社会福祉・社会保障制度は「所得の再分配」を基礎に成り立つ制度である。「所得の再分配」とは生産過程での「資本と労働の取り分」や個々人の所得格差に対し、低所得層に公金を使って国民生活の水準を少しでも引上げる社会的制度である。

生産力拡大と経済の発展とともに、国民各層の貧富の格差是正を目的とした「所得の再分配」は社会発展の法則にそい、西欧諸国の社会保障制度はその典型である。

ところが今日、わが国の社会福祉・社会保障制度にたいし「所得の再分配」を否定する逆流が、政府・財界から強力に推しすすめられている。攻撃の特徴は「所得の再分配」にたいし「競争原理」を対置し前者を「怠け者の論理」と非難するとともに、後者を「努力した者への褒賞」としてほめたたえる風潮を意識的・社会的につくり出してもいる。
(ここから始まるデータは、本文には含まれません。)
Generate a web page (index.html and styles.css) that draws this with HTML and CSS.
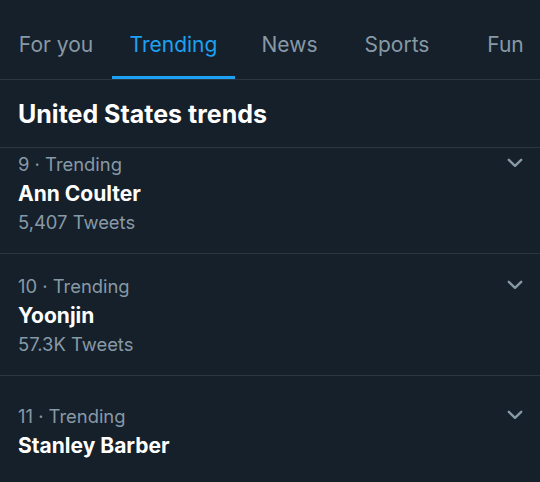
FILE: index.html
```html
<!DOCTYPE html>
<html lang="en">
<head>
<meta charset="utf-8">
<title>Trending</title>
<link rel="stylesheet" href="styles.css">
</head>
<body>
<nav class="tabs">
  <div class="tab">For you</div>
  <div class="tab active">Trending</div>
  <div class="tab">News</div>
  <div class="tab">Sports</div>
  <div class="tab">Fun</div>
</nav>
<h2 class="section-title">United States trends</h2>
<div class="viewport">
  <div class="list">
    <div class="trend">
      <div class="trend-text">
        <div class="meta">9 · Trending</div>
        <div class="name">Ann Coulter</div>
        <div class="meta">5,407 Tweets</div>
      </div>
      <svg class="chev" width="16" height="10" viewBox="0 0 16 10"><polyline points="1.8,1.8 8,7.8 14.2,1.8" fill="none" stroke="#8899a6" stroke-width="2.4" stroke-linecap="round" stroke-linejoin="round"/></svg>
    </div>
    <div class="trend">
      <div class="trend-text">
        <div class="meta">10 · Trending</div>
        <div class="name">Yoonjin</div>
        <div class="meta">57.3K Tweets</div>
      </div>
      <svg class="chev" width="16" height="10" viewBox="0 0 16 10"><polyline points="1.8,1.8 8,7.8 14.2,1.8" fill="none" stroke="#8899a6" stroke-width="2.4" stroke-linecap="round" stroke-linejoin="round"/></svg>
    </div>
    <div class="trend trend-short">
      <div class="trend-text">
        <div class="meta">11 · Trending</div>
        <div class="name">Stanley Barber</div>
      </div>
      <svg class="chev" width="16" height="10" viewBox="0 0 16 10"><polyline points="1.8,1.8 8,7.8 14.2,1.8" fill="none" stroke="#8899a6" stroke-width="2.4" stroke-linecap="round" stroke-linejoin="round"/></svg>
    </div>
  </div>
</div>
</body>
</html>
```
FILE: styles.css
```css
html, body {
  margin: 0;
  padding: 0;
  background: #15202b;
  height: 100%;
  overflow: hidden;
}
body {
  font-family: Inter, Roboto, "Liberation Sans", sans-serif;
  color: #ffffff;
}
.tabs {
  display: grid;
  grid-template-columns: 112px 123px 109px 106px 111px;
  height: 79px;
  border-bottom: 1px solid #2b3640;
  overflow: hidden;
}
.tab {
  position: relative;
  box-sizing: border-box;
  height: 80px;
  padding-top: 31px;
  text-align: center;
  font-size: 21px;
  line-height: 28px;
  color: #8899a6;
  white-space: nowrap;
}
.tab.active {
  color: #1da1f2;
}
.tab.active::after {
  content: "";
  position: absolute;
  left: 0;
  right: 0;
  bottom: 0;
  height: 4px;
  background: #1da1f2;
}
.section-title {
  margin: 0;
  padding: 18px 18px 17px;
  font-size: 25px;
  line-height: 32px;
  font-weight: 700;
  border-bottom: 1px solid #2b3640;
}
.viewport {
  overflow: hidden;
}
.list {
  margin-top: -16px;
}
.trend {
  display: flex;
  align-items: flex-start;
  justify-content: space-between;
  padding: 18px 17px 16px 18px;
  border-bottom: 1px solid #2b3640;
}
.trend-short {
  padding-top: 26px;
  padding-bottom: 30px;
}
.meta {
  font-size: 18.4px;
  line-height: 29px;
  color: #8899a6;
}
.name {
  font-size: 21px;
  line-height: 29px;
  font-weight: 700;
  color: #ffffff;
}
.chev {
  display: block;
  margin-top: 8px;
}
```
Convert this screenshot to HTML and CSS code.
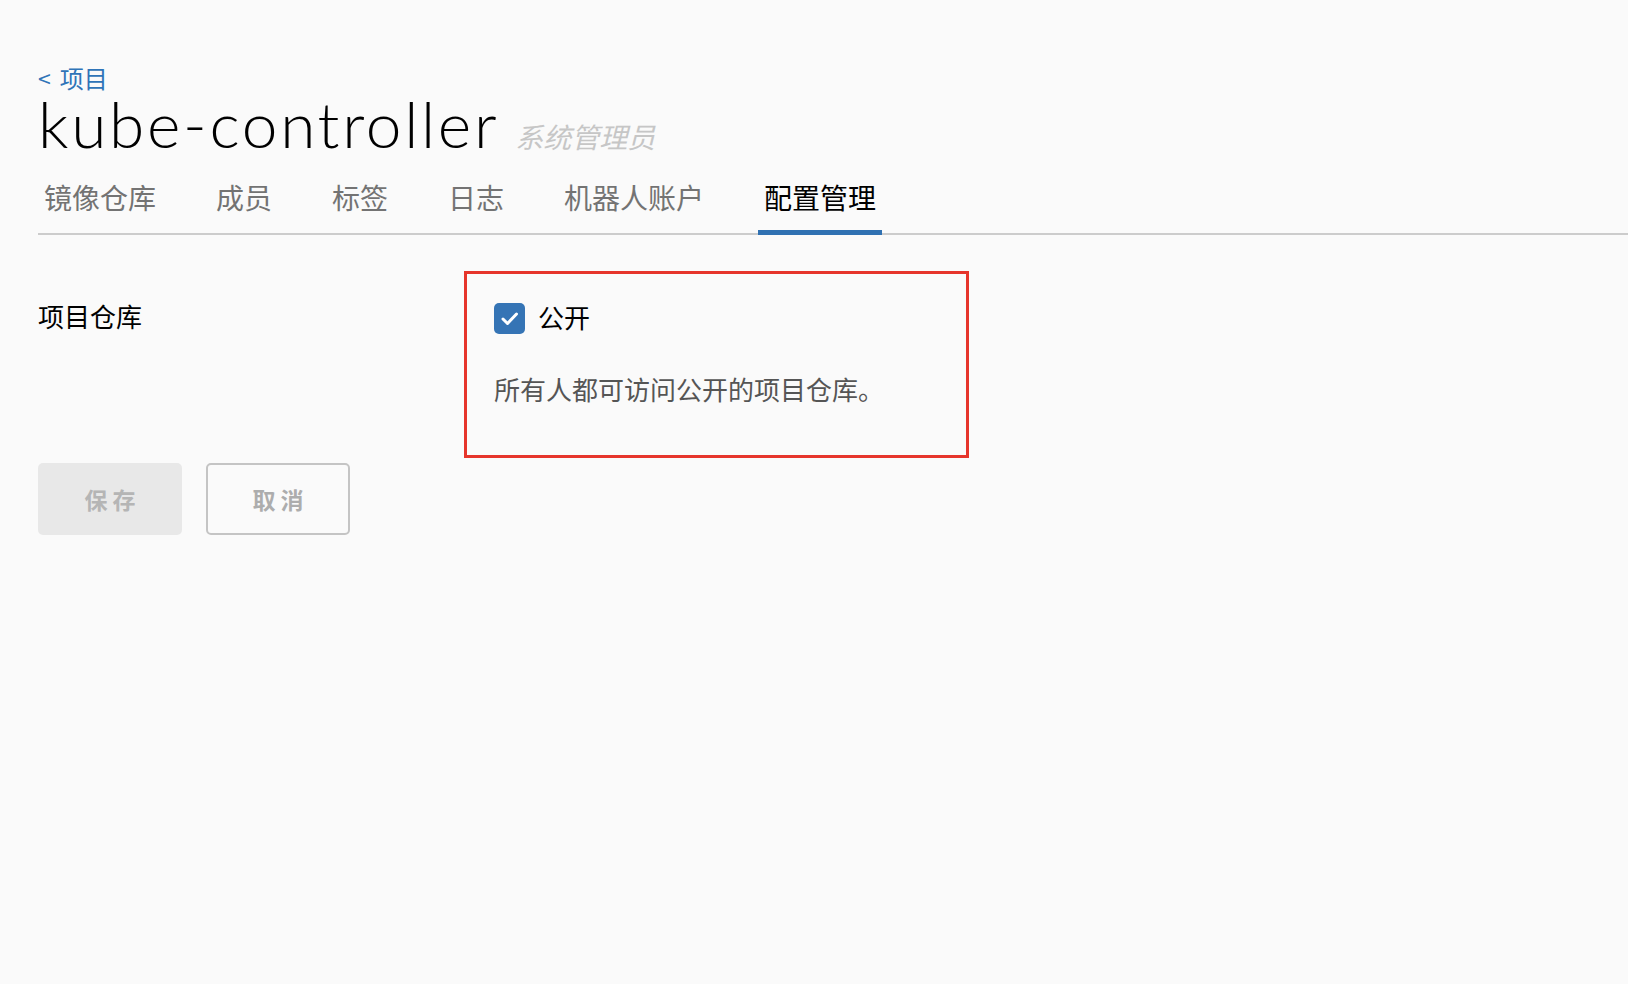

具体的には、社会福祉や社会保障に「応益負担」が当り前のように言われるようになった。「応益負担」とはサービスの利益に応じて負担も増やすという考えである。逆に言えば、負担に応じたサービスしか受けられないのだから、低所得者は社会福祉から排除される。

ところで、「応益負担」にたいし「応能負担」という考えがある。「応能負担」とは経済能力に応じた負担を原則とする考えである。この考えは「所得の再分配」=社会保障制度の基礎である。

「応能負担」を「応益負担」に置きかえる政府・財界の攻撃は、いまや社会福祉・社会保障だけにとどまってはいない。それは税の使い方だけでなく、税の集め方にまで貫徹しようとしている。今日、政府・財界のすすめる「税と社会保障制度の一体的改革」は法人税や高額所得者の減税をすすめる一方で、消費税率の引上げをねらいとしている。「消費税」はそれが生活にとって最低必要物であったとしても、「受益」として国民が一律に課せられる「応益負担」を原則とした税である。「応益負担」か「応能負担」か、どちらの考えに立つかは国の有り様を、根本から問う重要課題である。